> [SET EXERCISE]
From the listing below, pick out each line with the word "styles".

> [DATASET EXTRACT]
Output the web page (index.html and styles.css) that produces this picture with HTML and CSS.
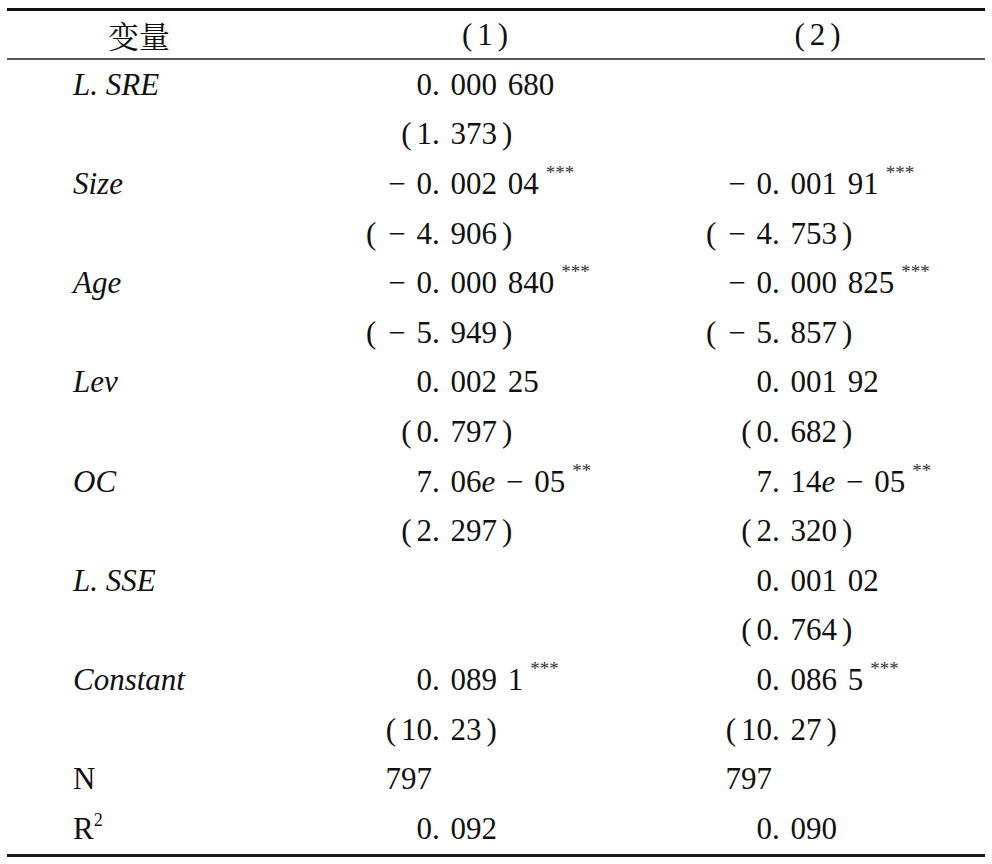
FILE: index.html
```html
<!DOCTYPE html>
<html lang="en">
<head>
<meta charset="utf-8">
<link rel="stylesheet" href="styles.css">
</head>
<body>
<div class="tbl">
  <div class="head">
    <div class="h0" lang="zh-CN">变量</div>
    <div class="h1"><span class="lp">(</span>1<span class="rp">)</span></div>
    <div class="h2"><span class="lp">(</span>2<span class="rp">)</span></div>
  </div>
  <div class="body">
    <div class="lab it"><span>L. SRE</span></div>
    <div class="v"><span class="i">0</span><span class="f">. 000 680</span></div>
    <div class="v"></div>

    <div class="lab"></div>
    <div class="v"><span class="i"><span class="lp">(</span>1</span><span class="f">. 373<span class="rp">)</span></span></div>
    <div class="v"></div>

    <div class="lab it"><span>Size</span></div>
    <div class="v"><span class="i">− 0</span><span class="f">. 002 04<sup>***</sup></span></div>
    <div class="v"><span class="i">− 0</span><span class="f">. 001 91<sup>***</sup></span></div>

    <div class="lab"></div>
    <div class="v"><span class="i"><span class="ln">(</span>− 4</span><span class="f">. 906<span class="rp">)</span></span></div>
    <div class="v"><span class="i"><span class="ln">(</span>− 4</span><span class="f">. 753<span class="rp">)</span></span></div>

    <div class="lab it"><span>Age</span></div>
    <div class="v"><span class="i">− 0</span><span class="f">. 000 840<sup>***</sup></span></div>
    <div class="v"><span class="i">− 0</span><span class="f">. 000 825<sup>***</sup></span></div>

    <div class="lab"></div>
    <div class="v"><span class="i"><span class="ln">(</span>− 5</span><span class="f">. 949<span class="rp">)</span></span></div>
    <div class="v"><span class="i"><span class="ln">(</span>− 5</span><span class="f">. 857<span class="rp">)</span></span></div>

    <div class="lab it"><span>Lev</span></div>
    <div class="v"><span class="i">0</span><span class="f">. 002 25</span></div>
    <div class="v"><span class="i">0</span><span class="f">. 001 92</span></div>

    <div class="lab"></div>
    <div class="v"><span class="i"><span class="lp">(</span>0</span><span class="f">. 797<span class="rp">)</span></span></div>
    <div class="v"><span class="i"><span class="lp">(</span>0</span><span class="f">. 682<span class="rp">)</span></span></div>

    <div class="lab it"><span>OC</span></div>
    <div class="v"><span class="i">7</span><span class="f">. 06<i>e</i> − 05<sup>**</sup></span></div>
    <div class="v"><span class="i">7</span><span class="f">. 14<i>e</i> − 05<sup>**</sup></span></div>

    <div class="lab"></div>
    <div class="v"><span class="i"><span class="lp">(</span>2</span><span class="f">. 297<span class="rp">)</span></span></div>
    <div class="v"><span class="i"><span class="lp">(</span>2</span><span class="f">. 320<span class="rp">)</span></span></div>

    <div class="lab it"><span>L. SSE</span></div>
    <div class="v"></div>
    <div class="v"><span class="i">0</span><span class="f">. 001 02</span></div>

    <div class="lab"></div>
    <div class="v"></div>
    <div class="v"><span class="i"><span class="lp">(</span>0</span><span class="f">. 764<span class="rp">)</span></span></div>

    <div class="lab it"><span>Constant</span></div>
    <div class="v"><span class="i">0</span><span class="f">. 089 1<sup>***</sup></span></div>
    <div class="v"><span class="i">0</span><span class="f">. 086 5<sup>***</sup></span></div>

    <div class="lab"></div>
    <div class="v"><span class="i"><span class="lp">(</span>10</span><span class="f">. 23<span class="rp">)</span></span></div>
    <div class="v"><span class="i"><span class="lp">(</span>10</span><span class="f">. 27<span class="rp">)</span></span></div>

    <div class="lab"><span>N</span></div>
    <div class="v"><span class="i">797</span><span class="f"></span></div>
    <div class="v"><span class="i">797</span><span class="f"></span></div>

    <div class="lab"><span>R<sup class="sq">2</sup></span></div>
    <div class="v"><span class="i">0</span><span class="f">. 092</span></div>
    <div class="v"><span class="i">0</span><span class="f">. 090</span></div>
  </div>
</div>
</body>
</html>
```

FILE: styles.css
```css
html, body {
  margin: 0;
  padding: 0;
  background: #ffffff;
}

body {
  font-family: "Liberation Serif";
}

.tbl {
  margin: 8px 0 0 7px;
  width: 978px;
  color: #111111;
  font-size: 31px;
  border-top: 3px solid #111111;
  border-bottom: 3px solid #1a1a1a;
}

.tbl span,
.tbl div,
.tbl sup,
.tbl i {
  font-family: "Liberation Serif";
}

.head {
  display: grid;
  grid-template-columns: 303px 340px 335px;
  height: 47px;
  align-items: center;
  border-bottom: 2px solid #555555;
}

.tbl .h0 {
  font-family: "Noto Serif CJK SC";
  text-align: center;
  padding-right: 39px;
  line-height: 47px;
}

.h1 {
  text-align: center;
  padding-left: 10px;
  line-height: 47px;
}

.h2 {
  text-align: center;
  line-height: 47px;
}

.body {
  display: grid;
  grid-template-columns: 303px 340px 335px;
  grid-auto-rows: 49.6px;
}

.lab {
  display: flex;
  align-items: center;
  padding-left: 66px;
  white-space: pre;
}

.it {
  font-style: italic;
}

.v {
  display: flex;
  align-items: center;
  white-space: pre;
  word-spacing: 3px;
}

.i {
  flex: none;
  width: 122px;
  text-align: right;
}

.f {
  flex: none;
}

.lp {
  margin-right: 5px;
}

.ln {
  margin-right: 12px;
}

.rp {
  margin-left: 5px;
}

.v sup {
  font-size: 19px;
  vertical-align: 15px;
  line-height: 0;
  margin-left: 7px;
  color: #333333;
  word-spacing: 0;
}

.sq {
  font-size: 18px;
  vertical-align: 13px;
  line-height: 0;
}
```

> [FULL SOLUTION]
Output the web page (index.html and styles.css) that produces this picture with HTML and CSS.
<link rel="stylesheet" href="styles.css">
FILE: styles.css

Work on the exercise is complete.